It was going on for 8pm when I took this photo, by which time I was starting to wonder what I was going to be able to post today. It’s been such a hot day that there was virtually nothing flying for most of it – even butterflies and dragons can only tolerate so much baking heat.

Personally, I have a very limited tolerance of hot weather – I’m fine up to about 23°C, and can manage short spells outside when it’s 25 or 26°, but anything above that has me skulking indoors with my study blind drawn. It’s my Scandinavian heritage, I think: we pale northern Europeans are adapted to cold weather and not too much sunlight.
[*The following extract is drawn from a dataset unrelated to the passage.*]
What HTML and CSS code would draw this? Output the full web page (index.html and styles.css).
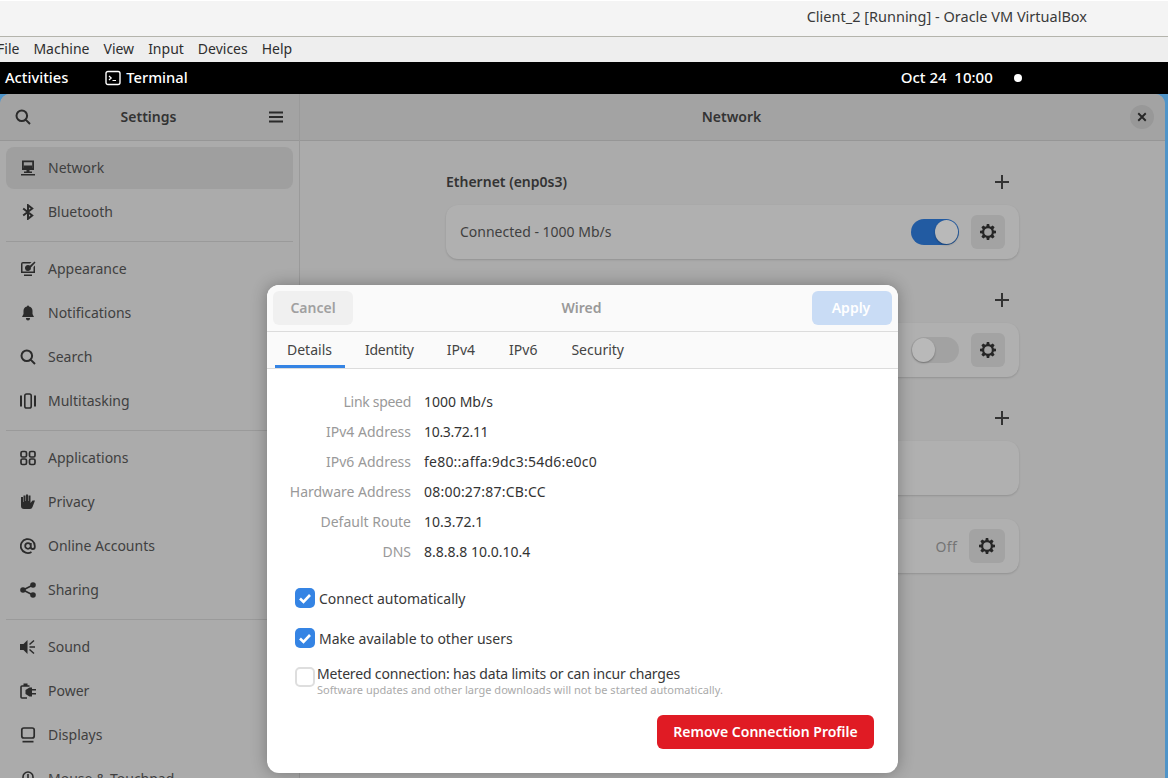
FILE: index.html
```html
<!DOCTYPE html>
<html lang="en">

<head>
    <meta charset="UTF-8">
    <meta name="viewport" content="width=device-width, initial-scale=1.0">
    <title>Client_2 [Running] - Oracle VM VirtualBox</title>
    <link rel="stylesheet" href="styles.css">
</head>

<body>
    <svg class="defs" width="0" height="0">
        <symbol id="gear" viewBox="0 0 16 16">
            <path fill="currentColor" fill-rule="evenodd" d="M6.800 0h2.400l.4 2.200 1.200.5L12.700 1.400l1.900 1.900-1.300 1.900.5 1.200 2.200.4v2.400l-2.200.4-.5 1.200 1.300 1.900-1.900 1.900-1.900-1.300-1.200.5-.4 2.200H6.800l-.4-2.200-1.200-.5-1.900 1.300-1.900-1.900 1.300-1.900-.5-1.200L0 9.200V6.800l2.200-.4.5-1.200-1.300-1.900 1.900-1.900 1.900 1.300 1.200-.5zM8 4.200a3.800 3.800 0 1 0 0 7.600 3.800 3.800 0 0 0 0-7.600z"/>
        </symbol>
        <symbol id="plus" viewBox="0 0 16 16">
            <path fill="currentColor" d="M7 1h2v6h6v2H9v6H7V9H1V7h6z"/>
        </symbol>
        <symbol id="loupe" viewBox="0 0 16 16">
            <path fill="none" stroke="currentColor" stroke-width="2" d="M6.800 1.500a5.300 5.300 0 1 0 0 10.600 5.300 5.300 0 0 0 0-10.600zM10.600 10.600l4.400 4.400"/>
        </symbol>
        <symbol id="tick" viewBox="0 0 20 20">
            <path fill="none" stroke="#fff" stroke-width="2.600" d="M5 10.500l3.500 3.500 6.500-7"/>
        </symbol>
    </svg>

    <div class="host-title">Client_2 [Running] - Oracle VM VirtualBox</div>

    <nav class="host-menu">
        <span class="host-menu-first">File</span>
        <span>Machine</span>
        <span>View</span>
        <span>Input</span>
        <span>Devices</span>
        <span>Help</span>
    </nav>

    <div class="top-bar">
        <span class="activities">Activities</span>
        <span class="app-name">
            <svg class="icon" viewBox="0 0 16 16">
                <rect x="1" y="1.500" width="14" height="13" rx="2" fill="none" stroke="currentColor" stroke-width="1.400"/>
                <path fill="none" stroke="currentColor" stroke-width="1.200" d="M4 6l2.200 2L4 10M7.500 10.500H11"/>
            </svg>
            Terminal
        </span>
        <span class="clock">Oct 24&nbsp; 10:00</span>
        <span class="status-dot"></span>
    </div>

    <div class="desktop">
        <div class="window">
            <aside class="sidebar">
                <header class="side-head">
                    <svg class="icon"><use href="#loupe"/></svg>
                    <span class="head-title">Settings</span>
                    <svg class="icon" viewBox="0 0 16 16">
                        <path fill="currentColor" d="M1 2.500h14v2H1zM1 7h14v2H1zM1 11.500h14v2H1z"/>
                    </svg>
                </header>

                <ul class="side-list">
                    <li class="side-row selected">
                        <svg class="icon" viewBox="0 0 16 16">
                            <path fill="currentColor" fill-rule="evenodd" d="M2 .5h12V10H9.500v1.500H12V13H4v-1.500h2.500V10H2zM3.800 2.300V8h8.400V2.300zM1 14h14v1.600H1z"/>
                            <path fill="currentColor" d="M3.800 5.500h8.400V8H3.800z"/>
                        </svg>
                        Network
                    </li>
                    <li class="side-row">
                        <svg class="icon" viewBox="0 0 16 16">
                            <path fill="none" stroke="currentColor" stroke-width="2" d="M3.200 4.500l9 7L8 14.800V1.200l4.200 3.300-9 7"/>
                        </svg>
                        Bluetooth
                    </li>
                    <li class="side-sep"></li>
                    <li class="side-row">
                        <svg class="icon" viewBox="0 0 16 16">
                            <path fill="currentColor" fill-rule="evenodd" d="M3 1h8.500L10 2.500H2.500v8h11V6L15 4.500V12H1V3a2 2 0 0 1 2-2zM4 13.500h8V15H4z"/>
                            <path fill="currentColor" d="M8 4a3 3 0 1 1-3 3.500A3 3 0 0 1 8 4zM14.500.5l1 1L10 7.500 8.500 6z"/>
                        </svg>
                        Appearance
                    </li>
                    <li class="side-row">
                        <svg class="icon" viewBox="0 0 16 16">
                            <path fill="currentColor" d="M8 .5a1 1 0 0 1 1 1 4.500 4.500 0 0 1 3.500 4.300V9l1.500 3H2l1.500-3V5.800A4.500 4.500 0 0 1 7 1.500a1 1 0 0 1 1-1zM6 13h4v.5a2 2 0 0 1-4 0z"/>
                        </svg>
                        Notifications
                    </li>
                    <li class="side-row">
                        <svg class="icon"><use href="#loupe"/></svg>
                        Search
                    </li>
                    <li class="side-row">
                        <svg class="icon" viewBox="0 0 16 16">
                            <rect x="4.800" y="1" width="6.400" height="14" rx="1.800" fill="none" stroke="currentColor" stroke-width="1.600"/>
                            <path fill="currentColor" d="M0 2.500h2v11H0zM14 2.500h2v11h-2z"/>
                        </svg>
                        Multitasking
                    </li>
                    <li class="side-sep"></li>
                    <li class="side-row">
                        <svg class="icon" viewBox="0 0 16 16">
                            <g fill="none" stroke="currentColor" stroke-width="1.700">
                                <rect x="1" y="1.500" width="5.500" height="5.500" rx="1.500"/>
                                <rect x="9.500" y="1.500" width="5.500" height="5.500" rx="1.500"/>
                                <rect x="1" y="9" width="5.500" height="5.500" rx="1.500"/>
                                <rect x="9.500" y="9" width="5.500" height="5.500" rx="1.500"/>
                            </g>
                        </svg>
                        Applications
                    </li>
                    <li class="side-row">
                        <svg class="icon" viewBox="0 0 16 16">
                            <path fill="currentColor" d="M1 3h2v5h.5V1.500h2V7H6V.5h2V7h.5V1.500h2V9l2-2.500h2.500L12.500 13a3 3 0 0 1-2.500 2H4a3 3 0 0 1-3-3z"/>
                        </svg>
                        Privacy
                    </li>
                    <li class="side-row">
                        <svg class="icon" viewBox="0 0 16 16">
                            <path fill="none" stroke="currentColor" stroke-width="1.800" d="M11.500 14a7 7 0 1 1 3.300-6v1a2 2 0 0 1-4 0V5M10.800 8a2.800 2.800 0 1 1-5.600 0 2.800 2.800 0 0 1 5.600 0z"/>
                        </svg>
                        Online Accounts
                    </li>
                    <li class="side-row">
                        <svg class="icon" viewBox="0 0 16 16">
                            <circle cx="3" cy="8" r="2.800" fill="currentColor"/>
                            <circle cx="13" cy="3" r="2.800" fill="currentColor"/>
                            <circle cx="13" cy="13" r="2.800" fill="currentColor"/>
                            <path fill="none" stroke="currentColor" stroke-width="1.600" d="M13 3L3 8l10 5"/>
                        </svg>
                        Sharing
                    </li>
                    <li class="side-sep"></li>
                    <li class="side-row">
                        <svg class="icon" viewBox="0 0 16 16">
                            <path fill="currentColor" d="M7.500 1v14L3.500 11H0V5h3.500z"/>
                            <path fill="none" stroke="currentColor" stroke-width="1.500" d="M14 1.500L9.500 5.500M15 8H9.500M14 14.500l-4.500-4"/>
                        </svg>
                        Sound
                    </li>
                    <li class="side-row">
                        <svg class="icon" viewBox="0 0 16 16">
                            <path fill="none" stroke="currentColor" stroke-width="1.600" d="M9.500 3H2a1 1 0 0 0-1 1v10a1 1 0 0 0 1 1h5"/>
                            <path fill="currentColor" d="M3.500 .5h4V3h-4zM5.500 7l4-2.500H12v9H9.500l-4-2.500zM12 6h4v1.500h-4zM12 10h4v1.500h-4z"/>
                        </svg>
                        Power
                    </li>
                    <li class="side-row">
                        <svg class="icon" viewBox="0 0 16 16">
                            <rect x="1.800" y="1" width="12.400" height="10" rx="2" fill="none" stroke="currentColor" stroke-width="1.700"/>
                            <path fill="currentColor" d="M2.500 13.800h11v1.700h-11z"/>
                        </svg>
                        Displays
                    </li>
                    <li class="side-row">
                        <svg class="icon" viewBox="0 0 16 16">
                            <rect x="3" y="1" width="10" height="14" rx="5" fill="none" stroke="currentColor" stroke-width="1.600"/>
                            <path fill="currentColor" d="M7.200 3h1.600v4H7.200z"/>
                        </svg>
                        Mouse &amp; Touchpad
                    </li>
                </ul>
            </aside>

            <main class="panel">
                <header class="panel-head">
                    <span class="head-title">Network</span>
                    <button class="close-btn">
                        <svg viewBox="0 0 16 16" width="10" height="10">
                            <path fill="none" stroke="currentColor" stroke-width="3" d="M2 2l12 12M14 2L2 14"/>
                        </svg>
                    </button>
                </header>

                <div class="panel-body">
                    <div class="section-head">
                        <span>Ethernet (enp0s3)</span>
                        <svg class="icon"><use href="#plus"/></svg>
                    </div>
                    <div class="card">
                        <span class="card-label">Connected - 1000 Mb/s</span>
                        <span class="switch on"><span class="knob"></span></span>
                        <span class="gear-btn"><svg class="icon"><use href="#gear"/></svg></span>
                    </div>

                    <div class="section-head section-next">
                        <span></span>
                        <svg class="icon"><use href="#plus"/></svg>
                    </div>
                    <div class="card">
                        <span class="card-label"></span>
                        <span class="switch"><span class="knob"></span></span>
                        <span class="gear-btn"><svg class="icon"><use href="#gear"/></svg></span>
                    </div>

                    <div class="section-head section-next">
                        <span></span>
                        <svg class="icon"><use href="#plus"/></svg>
                    </div>
                    <div class="card"></div>

                    <div class="card card-next">
                        <span class="card-label"></span>
                        <span class="off-label">Off</span>
                        <span class="gear-btn gear-wide"><svg class="icon"><use href="#gear"/></svg></span>
                    </div>
                </div>
            </main>
        </div>

        <section class="dialog">
            <header class="dialog-head">
                <button class="btn btn-cancel">Cancel</button>
                <span class="dialog-title">Wired</span>
                <button class="btn btn-apply">Apply</button>
            </header>

            <div class="tabs">
                <span class="tab active">Details</span>
                <span class="tab tab-tight">Identity</span>
                <span class="tab">IPv4</span>
                <span class="tab">IPv6</span>
                <span class="tab">Security</span>
            </div>

            <div class="dialog-body">
                <dl class="details">
                    <dt class="tight">Link speed</dt>
                    <dd>1000 Mb/s</dd>
                    <dt>IPv4 Address</dt>
                    <dd class="tight">10.3.72.11</dd>
                    <dt>IPv6 Address</dt>
                    <dd class="spaced">fe80::affa:9dc3:54d6:e0c0</dd>
                    <dt>Hardware Address</dt>
                    <dd class="spaced">08:00:27:87:CB:CC</dd>
                    <dt>Default Route</dt>
                    <dd>10.3.72.1</dd>
                    <dt>DNS</dt>
                    <dd>8.8.8.8 10.0.10.4</dd>
                </dl>

                <div class="check-row">
                    <span class="check checked"><svg width="20" height="20"><use href="#tick"/></svg></span>
                    Connect automatically
                </div>
                <div class="check-row">
                    <span class="check checked"><svg width="20" height="20"><use href="#tick"/></svg></span>
                    Make available to other users
                </div>
                <div class="check-row metered">
                    <span class="check"></span>
                    <div>
                        <div class="metered-title">Metered connection: has data limits or can incur charges</div>
                        <div class="metered-note">Software updates and other large downloads will not be started automatically.</div>
                    </div>
                </div>

                <div class="dialog-foot">
                    <button class="btn btn-remove">Remove Connection Profile</button>
                </div>
            </div>
        </section>
    </div>
</body>

</html>
```

FILE: styles.css
```css
/* page */
html, body {
    height: 100%;
}

body {
    margin: 0;
    display: flex;
    flex-direction: column;
    overflow: hidden;
    font-family: "Noto Sans", "Open Sans", sans-serif;
    font-size: 14px;
    color: #333;
    background: #eee;
}

.defs {
    display: none;
}

.icon {
    width: 16px;
    height: 16px;
    flex: none;
}

/* VirtualBox frame */
.host-title {
    height: 37px;
    flex: none;
    box-sizing: border-box;
    padding-right: 81px;
    border-top: 1px solid #fff;
    border-bottom: 1px solid #b4b4ac;
    background: #f4f4f4;
    color: #3a3a3a;
    font-size: 14.5px;
    line-height: 31px;
    text-align: right;
}

.host-menu {
    height: 25px;
    flex: none;
    box-sizing: border-box;
    display: flex;
    gap: 14px;
    align-items: center;
    padding-bottom: 2px;
    background: #eee;
    color: #2e2e2e;
}

.host-menu-first {
    margin-left: -3px;
}

/* gnome top bar */
.top-bar {
    height: 32px;
    flex: none;
    box-sizing: border-box;
    display: flex;
    align-items: center;
    padding-bottom: 2px;
    background: #000;
    color: #fff;
    font-size: 14.7px;
    font-weight: 500;
}

.activities {
    margin-left: 5px;
}

.app-name {
    display: flex;
    align-items: center;
    gap: 5px;
    margin-left: 37px;
}

.app-name .icon {
    margin-top: 2px;
}

.clock {
    margin-left: 713px;
    font-size: 15px;
}

.status-dot {
    width: 8px;
    height: 8px;
    margin: 2px 0 0 21px;
    border-radius: 50%;
    background: #fff;
}

/* desktop and settings window */
.desktop {
    flex: 1;
    min-height: 0;
    position: relative;
    padding-right: 3px;
    background: #4f94c8;
}

.window {
    height: 100%;
    display: flex;
    overflow: hidden;
    border-radius: 10px 10px 0 0;
    background: #ababab;
}

.sidebar {
    width: 299px;
    flex: none;
    border-right: 1px solid #9a9a9a;
    overflow: hidden;
}

.side-head {
    height: 47px;
    box-sizing: border-box;
    display: flex;
    align-items: center;
    justify-content: space-between;
    padding: 0 15px;
    border-bottom: 1px solid #969696;
    background: #a3a3a3;
    color: #2b2b2b;
}

.head-title {
    padding: 0 2px 2px 0;
    font-weight: 600;
    color: #333;
}

.side-list {
    list-style: none;
    margin: 0;
    padding: 5px 6px 0;
    color: #404040;
}

.side-row {
    height: 44px;
    box-sizing: border-box;
    display: flex;
    align-items: center;
    gap: 12px;
    padding: 0 0 2px 14px;
    border-radius: 8px;
}

.side-row .icon {
    margin-top: 2px;
    color: #2b2b2b;
}

.selected {
    height: 42px;
    margin: 1px 0;
    background: #9f9f9f;
}

.side-sep {
    height: 1px;
    margin: 7px 0 5px;
    background: #9a9a9a;
}

/* network panel */
.panel {
    flex: 1;
    min-width: 0;
}

.panel-head {
    height: 47px;
    box-sizing: border-box;
    position: relative;
    display: flex;
    align-items: center;
    justify-content: center;
    border-bottom: 1px solid #969696;
    background: #a3a3a3;
}

.close-btn {
    position: absolute;
    right: 11px;
    top: 11px;
    width: 24px;
    height: 24px;
    padding: 0;
    border: none;
    border-radius: 50%;
    display: flex;
    align-items: center;
    justify-content: center;
    background: #989898;
    color: #262626;
}

.panel-body {
    width: 573px;
    margin: 0 auto;
    padding-top: 25px;
}

.section-head {
    height: 32px;
    display: flex;
    align-items: center;
    justify-content: space-between;
    padding-right: 9px;
    margin-bottom: 7px;
    font-weight: 600;
    color: #333;
}

.section-head span {
    padding-bottom: 2px;
}

.section-next {
    margin-top: 25px;
}

.card {
    height: 54px;
    box-sizing: border-box;
    display: flex;
    align-items: center;
    gap: 12px;
    padding: 0 14px;
    border-radius: 12px;
    background: #b0b0b0;
    box-shadow: 0 1px 2px rgba(0, 0, 0, 0.15);
}

.card-next {
    margin-top: 24px;
}

.card-label {
    flex: 1;
    padding-bottom: 2px;
    color: #404040;
}

.off-label {
    color: #757575;
    letter-spacing: 0.3px;
}

.switch {
    width: 48px;
    height: 26px;
    position: relative;
    border-radius: 13px;
    background: #a2a2a2;
}

.switch.on {
    background: #225ba2;
}

.knob {
    position: absolute;
    left: 1px;
    top: 1px;
    width: 23px;
    height: 24px;
    border-radius: 50%;
    background: #b9b9b9;
    box-shadow: 0 1px 2px rgba(0, 0, 0, 0.3);
}

.on .knob {
    left: 24px;
}

.gear-btn {
    width: 34px;
    height: 34px;
    display: flex;
    align-items: center;
    justify-content: center;
    border-radius: 6px;
    background: #a3a3a3;
    color: #262626;
}

.gear-wide {
    width: 36px;
}

/* wired dialog */
.dialog {
    position: absolute;
    left: 267px;
    top: 191px;
    width: 631px;
    height: 488px;
    overflow: hidden;
    border-radius: 12px;
    background: #fff;
    box-shadow: 0 0 16px rgba(0, 0, 0, 0.3);
}

.dialog-head {
    height: 47px;
    box-sizing: border-box;
    display: flex;
    align-items: center;
    justify-content: space-between;
    padding: 0 6px;
    border-bottom: 1px solid #dcdcdc;
    background: #fafafa;
}

.dialog-title {
    padding: 0 2px 2px 0;
    font-weight: 600;
    color: #999;
}

.btn {
    height: 34px;
    padding: 0 0 2px;
    border: none;
    border-radius: 6px;
    font-family: inherit;
    font-size: 14px;
    font-weight: 600;
}

.btn-cancel {
    width: 80px;
    background: #f0f0f0;
    color: #a0a0a0;
}

.btn-apply {
    width: 80px;
    padding-right: 2px;
    background: #c9dcf5;
    color: #fff;
}

.tabs {
    height: 37px;
    box-sizing: border-box;
    display: flex;
    gap: 9px;
    padding-left: 8px;
    border-bottom: 1px solid #dcdcdc;
    background: #fafafa;
}

.tab {
    padding: 0 12px;
    line-height: 35px;
    color: #444;
}

.tab:nth-child(n+4) {
    margin-left: 1px;
}

.tab-tight {
    letter-spacing: -0.25px;
}

.tab.active {
    height: 33px;
    margin-right: -1px;
    padding-right: 13px;
    border-bottom: 3px solid #3584e4;
}

.dialog-body {
    padding: 17px 24px 0 28px;
}

.details {
    display: grid;
    grid-template-columns: 116px 1fr;
    grid-auto-rows: 30px;
    column-gap: 13px;
    margin: 0 0 22px;
    align-items: center;
}

.details dt {
    margin-left: -30px;
    text-align: right;
    color: #999;
}

.details dd {
    margin: 0;
    color: #333;
}

.details .tight {
    letter-spacing: -0.3px;
}

.details .spaced {
    letter-spacing: 0.22px;
}

.check-row {
    height: 20px;
    display: flex;
    align-items: center;
    gap: 4px;
    margin-bottom: 20px;
    color: #383838;
}

.check {
    width: 20px;
    height: 20px;
    flex: none;
    border-radius: 5px;
    background: #3584e4;
}

.metered {
    height: 32px;
    align-items: flex-start;
    gap: 2px;
    margin-top: -3px;
    margin-bottom: 0;
}

.metered .check {
    box-sizing: border-box;
    margin-top: 2px;
    border: 2px solid #dedede;
    background: #fff;
}

.metered-title {
    padding-top: 1px;
    line-height: 16px;
    letter-spacing: -0.17px;
}

.metered-note {
    margin-top: 1px;
    font-size: 11px;
    line-height: 13px;
    letter-spacing: 0.03px;
    color: #aaa;
}

.dialog-foot {
    display: flex;
    justify-content: flex-end;
    margin-top: 18px;
}

.btn-remove {
    width: 217px;
    background: #e01b24;
    color: #fff;
}
```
I wasn’t at all impressed with the conditions this afternoon, when I had to drive over to Leamington Spa for a hospital appointment in 33° heat; what I wanted to do was turn the aircon up to Rapid Freeze, but because I’m trying to save the planet I put the car top down and suffered. You know it’s hot when even at 60mph with the roof and windows dropped, it still feels as though you’re sitting in a sauna.

After dinner the sky clouded over, and even though it was still hot I thought that there might now be some invertebrates about – but even plodding right around the village I found very few. I almost missed this resting Gatekeeper because the knapweed was half hidden from the path by a large bramble thicket, but luckily I caught a glimpse of it through a gap in the stems, and was able with only slight blood loss to push the camera through and take a few frames.

The nicest thing that happened all day was on my way back home from the butterfly field, when I came across a Southern Hawker hunting up and down a stretch of lane, and stopped to watch him. I must have stood for about ten minutes, enchanted by the performance as he swooped and circled around me, sometimes coming so close that I could hear the rustling of his wings. If any of my neighbours saw my own performance, twisting and turning on the spot to try to keep him in view in the rapidly fading light, they probably thought that I’d finally lost my mind.